Borsellino, ha ricordato ancora Ingroia, “era sempre stato duro nei confronti della mafia, ma dopo la morte di Falcone il livello di intransigenza e durezza era massimo. Una volta si espresse, in una riunione ristretta, a favore dell’adozione di misure eccezionali, se non addirittura pene capitali”. In un periodo, quello risalente al ’92, nel quale si prospettava la possibilità di un ammorbidimento del trattamento carcerario per i boss mafiosi passando dalla dissociazione (una presa di distanze da Cosa nostra senza l’effettiva collaborazione con la giustizia) come al tempo del terrorismo, “se qualcuno gli avesse prospettato questo ammorbidimento sarebbe saltato in aria”. Sull’alleggerimento del 41 bis, ha riflettuto Ingroia, “si pensava ad una trattativa a distanza, ma mai lontanamente avremmo pensato ad una trattativa in cui le due parti si incontravano fisicamente” come è invece effettivamente avvenuto.

Claudio Martelli: “De Donno chiese una copertura politica”
A Claudio Martelli, ministro della Giustizia negli anni ’91-’93, va il merito di aver chiamato a Roma Giovanni Falcone per la direzione della sezione Affari Penali. Di concerto con il ministro degli Interni Scotti appoggiò il decreto-legge dell’8 giugno ’92, da Martelli stesso definito “decreto Falcone”, che sancì di fatto un giro di vite nel contrasto alla criminalità organizzata. Grazie al decreto, approvato definitivamente solo dopo la strage di via D’Amelio “sono stati sciolti decine di consigli comunali, è stata definita la legge antiracket, la legge sui pentiti, che veniva estesa anche alle famiglie, la Procura nazionale antimafia, la Dia… che rispondevano all’impulso originario venuto da Giovanni Falcone” e per il quale si andava concentrando, in corso d’esame del decreto, “un accumulo di risentimenti” all’interno dei partiti. Tanto che, ha commentato Martelli, “Senza la strage di via D’Amelio non so se il decreto sarebbe passato, perché la pressione per modificarlo e togliere le punte più incisive era molto forte”.

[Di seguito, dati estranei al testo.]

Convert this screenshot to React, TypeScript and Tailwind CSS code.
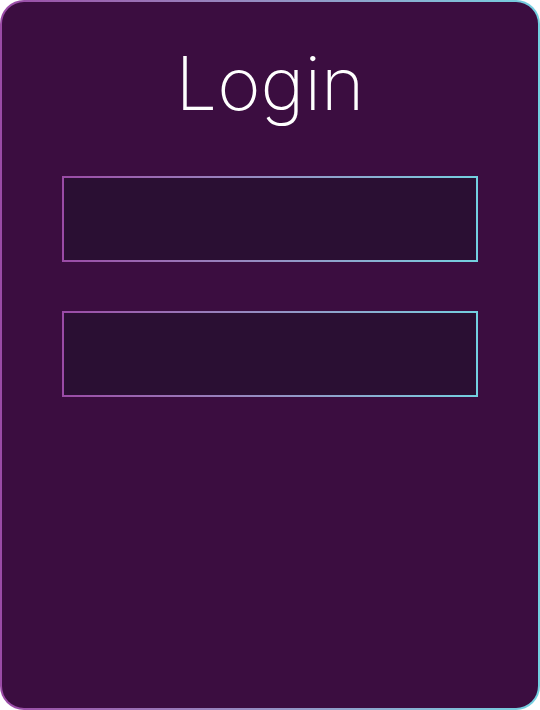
import React from "react";

function Field() {
  return (
    <div className="w-[416px] h-[86px] p-[2px] bg-gradient-to-r from-[#9a4aa6] to-[#72d0e0]">
      <input className="w-full h-full bg-[#2a0f33] outline-none border-0 text-white px-4" />
    </div>
  );
}

export default function App() {
  return (
    <div className="w-[540px] h-[710px] bg-white">
      <div className="w-full h-full rounded-[24px] p-[2px] bg-gradient-to-r from-[#9a4aa6] to-[#72d0e0]">
        <div className="w-full h-full rounded-[22px] bg-[#3b0d40] flex flex-col items-center">
          <h1
            className="text-white text-[74px] leading-none mt-[44px] font-extralight"
            style={{ fontFamily: "Inter, 'Noto Sans', sans-serif" }}
          >
            Login
          </h1>
          <div className="flex flex-col gap-[49px] mt-[56px]">
            <Field />
            <Field />
          </div>
        </div>
      </div>
    </div>
  );
}
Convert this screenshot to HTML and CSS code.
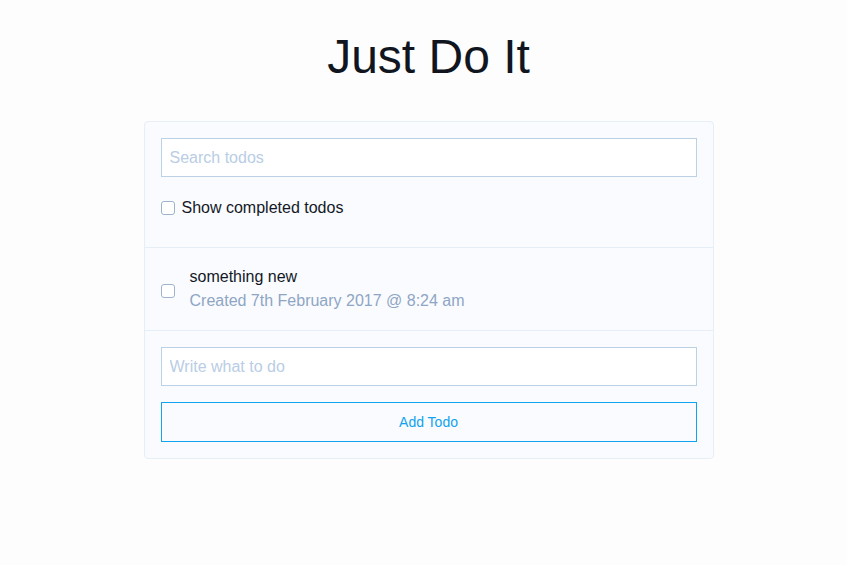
FILE: index.html
```html
<!DOCTYPE html>
<html lang="en">
<head>
<meta charset="utf-8">
<title>Just Do It</title>
<link rel="stylesheet" href="styles.css">
</head>
<body>
<div class="page">
  <h1 class="title">Just Do It</h1>
  <div class="card">
    <div class="section search-section">
      <input class="field" type="text" placeholder="Search todos">
      <label class="check-row">
        <input class="box" type="checkbox">
        <span>Show completed todos</span>
      </label>
    </div>
    <div class="section todo">
      <input class="box" type="checkbox">
      <div class="todo-text">
        <div class="todo-title">something new</div>
        <div class="todo-meta">Created 7th February 2017 @ 8:24 am</div>
      </div>
    </div>
    <div class="section add-section">
      <input class="field" type="text" placeholder="Write what to do">
      <button class="add-btn" type="button">Add Todo</button>
    </div>
  </div>
</div>
</body>
</html>
```
FILE: styles.css
```css
* { box-sizing: border-box; }
html, body { margin: 0; padding: 0; }
body {
  background: #fdfdfd;
  font-family: "Liberation Sans", Arial, sans-serif;
  color: #141826;
}
.page {
  display: flex;
  flex-direction: column;
  align-items: center;
  padding-top: 29px;
  padding-left: 10px;
}
.title {
  margin: 0;
  font-size: 48px;
  font-weight: normal;
  line-height: 56px;
  color: #111520;
}
.card {
  margin-top: 36px;
  width: 570px;
  background: #f9fbfe;
  border: 1px solid #e6eef7;
  border-radius: 4px;
}
.section {
  padding: 16px;
  border-bottom: 1px solid #e6eef7;
}
.section:last-child { border-bottom: none; }
.field {
  display: block;
  width: 100%;
  height: 39px;
  padding: 0 8px;
  border: 1px solid #bcd0e6;
  border-radius: 0;
  background: #fff;
  font-family: inherit;
  font-size: 16px;
  color: #141826;
  outline: none;
}
.field::placeholder { color: #b9cde5; }
.search-section { padding-bottom: 30px; }
.check-row {
  display: flex;
  align-items: center;
  gap: 7px;
  margin-top: 22px;
  font-size: 16px;
  line-height: 18px;
  color: #141826;
}
.box {
  appearance: none;
  -webkit-appearance: none;
  margin: 0;
  width: 14px;
  height: 14px;
  border: 1px solid #9fb3cc;
  border-radius: 3px;
  background: #fff;
  flex: none;
}
.todo {
  display: flex;
  align-items: center;
  gap: 15px;
  padding-top: 19px;
  padding-bottom: 20px;
}
.todo .box { margin-top: 4px; }
.todo-text {
  display: flex;
  flex-direction: column;
  gap: 5px;
}
.todo-title {
  font-size: 16px;
  line-height: 19px;
  color: #141826;
}
.todo-meta {
  font-size: 16px;
  line-height: 19px;
  color: #8ea6c4;
}
.add-btn {
  display: block;
  width: 100%;
  height: 40px;
  margin-top: 16px;
  border: 1px solid #10a3ef;
  background: transparent;
  color: #10a3ef;
  font-family: inherit;
  font-size: 14px;
  cursor: pointer;
}
```
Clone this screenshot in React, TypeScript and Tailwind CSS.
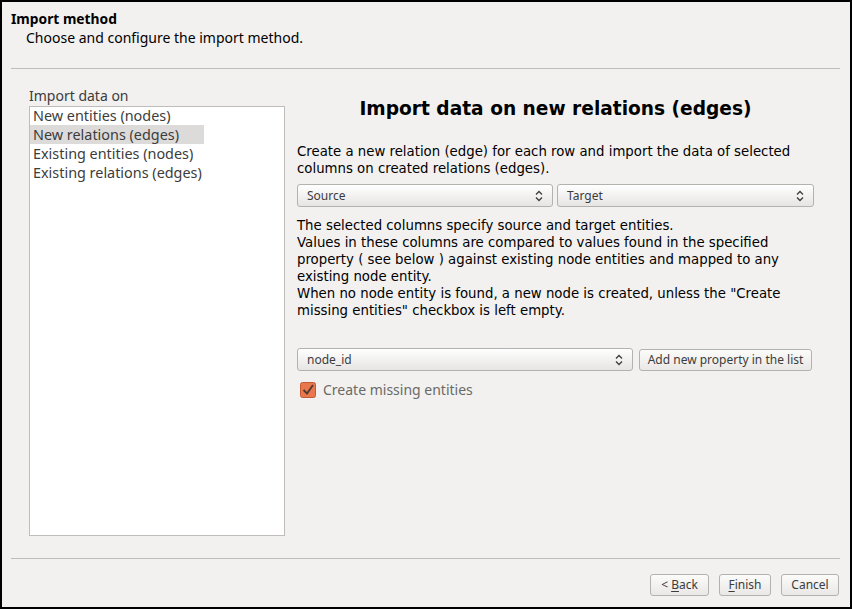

Anche all’ex ministro è stato chiesto conto dell’incontro avuto con Liliana Ferraro a seguito del suo dialogo con De Donno. Un particolare, questo, affiorato alla sua memoria solo nel 2009, 17 anni dopo. La Ferraro “mi disse che De Donno aveva bisogno di una copertura politica” e che “parlava a nome del colonnello Mori”, “Mi sembrava una cosa poco istituzionale e visibilmente informale, perciò mi allarmai” soprattutto “dopo il secondo incontro” tra l’ex vice degli Affari Penali e De Donno “per la richiesta del passaporto per Vito Ciancimino”, ex sindaco di Palermo definito da Falcone “il più mafioso dei politici e il più politico dei mafiosi”.

Dopo le sue dimissioni da ministro subentrò al suo posto Giovanni Conso: “Mi chiese un colloquio, mi disse che intendeva muoversi sul solco delle iniziative da me tracciate”. Poco tempo dopo avrebbe però fatto scadere il regime di 41 bis per 373 detenuti mafiosi.